* _INFORMATION SUPPLIED_:
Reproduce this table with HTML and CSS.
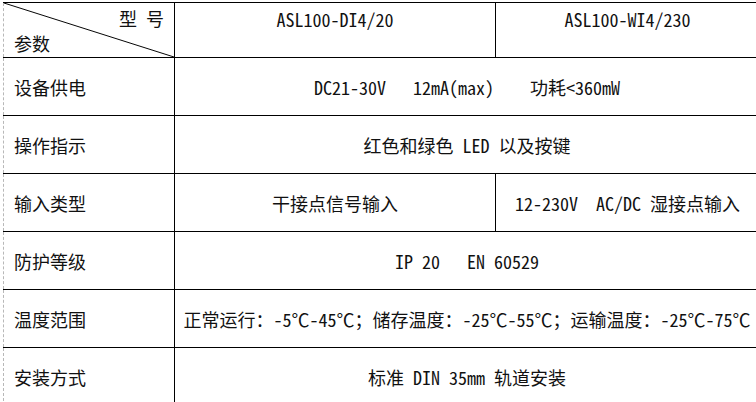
FILE: index.html
```html
<!DOCTYPE html>
<html lang="zh">
<head>
<meta charset="utf-8">
<link rel="stylesheet" href="styles.css">
<title>参数</title>
</head>
<body>
<table class="spec">
  <colgroup>
    <col class="c1"><col class="c2"><col class="c3">
  </colgroup>
  <tr class="head">
    <td class="corner">
      <svg class="diag" viewBox="0 0 171 55" preserveAspectRatio="none"><line x1="0" y1="0" x2="171" y2="55" stroke="#000" stroke-width="1"/></svg>
      <div class="model">型&nbsp;号</div>
      <div class="param">参数</div>
    </td>
    <td class="hcell">ASL100-DI4/20</td>
    <td class="hcell">ASL100-WI4/230</td>
  </tr>
  <tr>
    <td class="label">设备供电</td>
    <td class="val pre" colspan="2">DC21-30V   12mA(max)    功耗&lt;360mW</td>
  </tr>
  <tr>
    <td class="label">操作指示</td>
    <td class="val" colspan="2">红色和绿色 LED 以及按键</td>
  </tr>
  <tr>
    <td class="label">输入类型</td>
    <td class="val">干接点信号输入</td>
    <td class="val pre">12-230V  AC/DC 湿接点输入</td>
  </tr>
  <tr>
    <td class="label">防护等级</td>
    <td class="val pre" colspan="2">IP 20   EN 60529</td>
  </tr>
  <tr>
    <td class="label">温度范围</td>
    <td class="val tight" colspan="2">正常运行：-5℃-45℃；储存温度：-25℃-55℃；运输温度：-25℃-75℃</td>
  </tr>
  <tr>
    <td class="label">安装方式</td>
    <td class="val" colspan="2">标准 DIN 35mm 轨道安装</td>
  </tr>
</table>
</body>
</html>
```
FILE: styles.css
```css
html, body {
  margin: 0;
  padding: 0;
  background: #fff;
  overflow: hidden;
}
body {
  font-family: "Noto Sans Mono CJK SC", "Noto Sans CJK SC", sans-serif;
  font-size: 18px;
  color: #111;
  line-height: 20px;
}
.spec {
  border-collapse: collapse;
  table-layout: fixed;
  width: 756px;
  margin: 2px 0 0 3px;
}
.c1 { width: 171px; }
.c2 { width: 321px; }
.c3 { width: 264px; }
.spec td {
  border: 1px solid #000;
  height: 58px;
  padding: 0 10px;
  vertical-align: middle;
  box-sizing: border-box;
}
.spec tr td:first-child {
  border-left: 1px dashed #b8b8b8;
}
.spec tr:last-child td {
  border-bottom: none;
}
.head td {
  height: 55px;
  vertical-align: top;
}
.corner {
  position: relative;
}
.diag {
  position: absolute;
  left: 0;
  top: 0;
  width: 100%;
  height: 100%;
}
.model {
  text-align: right;
  padding-top: 5px;
}
.param {
  padding-top: 5px;
}
.hcell {
  text-align: center;
  padding-top: 6px !important;
}
.label {
  text-align: left;
}
.val {
  text-align: center;
}
.pre {
  white-space: pre;
}
.tight {
  white-space: nowrap;
  padding: 0 4px !important;
}
```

* _WORK TO BE COMPLETED_: Quote in full the listing given above; the images are to be left out.

* _EXERCISE RESPONSE_:
Reproduce this table with HTML and CSS.
FILE: index.html
```html
<!DOCTYPE html>
<html lang="zh">
<head>
<meta charset="utf-8">
<link rel="stylesheet" href="styles.css">
<title>参数</title>
</head>
<body>
<table class="spec">
  <colgroup>
    <col class="c1"><col class="c2"><col class="c3">
  </colgroup>
  <tr class="head">
    <td class="corner">
      <svg class="diag" viewBox="0 0 171 55" preserveAspectRatio="none"><line x1="0" y1="0" x2="171" y2="55" stroke="#000" stroke-width="1"/></svg>
      <div class="model">型&nbsp;号</div>
      <div class="param">参数</div>
    </td>
    <td class="hcell">ASL100-DI4/20</td>
    <td class="hcell">ASL100-WI4/230</td>
  </tr>
  <tr>
    <td class="label">设备供电</td>
    <td class="val pre" colspan="2">DC21-30V   12mA(max)    功耗&lt;360mW</td>
  </tr>
  <tr>
    <td class="label">操作指示</td>
    <td class="val" colspan="2">红色和绿色 LED 以及按键</td>
  </tr>
  <tr>
    <td class="label">输入类型</td>
    <td class="val">干接点信号输入</td>
    <td class="val pre">12-230V  AC/DC 湿接点输入</td>
  </tr>
  <tr>
    <td class="label">防护等级</td>
    <td class="val pre" colspan="2">IP 20   EN 60529</td>
  </tr>
  <tr>
    <td class="label">温度范围</td>
    <td class="val tight" colspan="2">正常运行：-5℃-45℃；储存温度：-25℃-55℃；运输温度：-25℃-75℃</td>
  </tr>
  <tr>
    <td class="label">安装方式</td>
    <td class="val" colspan="2">标准 DIN 35mm 轨道安装</td>
  </tr>
</table>
</body>
</html>
```
FILE: styles.css
```css
html, body {
  margin: 0;
  padding: 0;
  background: #fff;
  overflow: hidden;
}
body {
  font-family: "Noto Sans Mono CJK SC", "Noto Sans CJK SC", sans-serif;
  font-size: 18px;
  color: #111;
  line-height: 20px;
}
.spec {
  border-collapse: collapse;
  table-layout: fixed;
  width: 756px;
  margin: 2px 0 0 3px;
}
.c1 { width: 171px; }
.c2 { width: 321px; }
.c3 { width: 264px; }
.spec td {
  border: 1px solid #000;
  height: 58px;
  padding: 0 10px;
  vertical-align: middle;
  box-sizing: border-box;
}
.spec tr td:first-child {
  border-left: 1px dashed #b8b8b8;
}
.spec tr:last-child td {
  border-bottom: none;
}
.head td {
  height: 55px;
  vertical-align: top;
}
.corner {
  position: relative;
}
.diag {
  position: absolute;
  left: 0;
  top: 0;
  width: 100%;
  height: 100%;
}
.model {
  text-align: right;
  padding-top: 5px;
}
.param {
  padding-top: 5px;
}
.hcell {
  text-align: center;
  padding-top: 6px !important;
}
.label {
  text-align: left;
}
.val {
  text-align: center;
}
.pre {
  white-space: pre;
}
.tight {
  white-space: nowrap;
  padding: 0 4px !important;
}
```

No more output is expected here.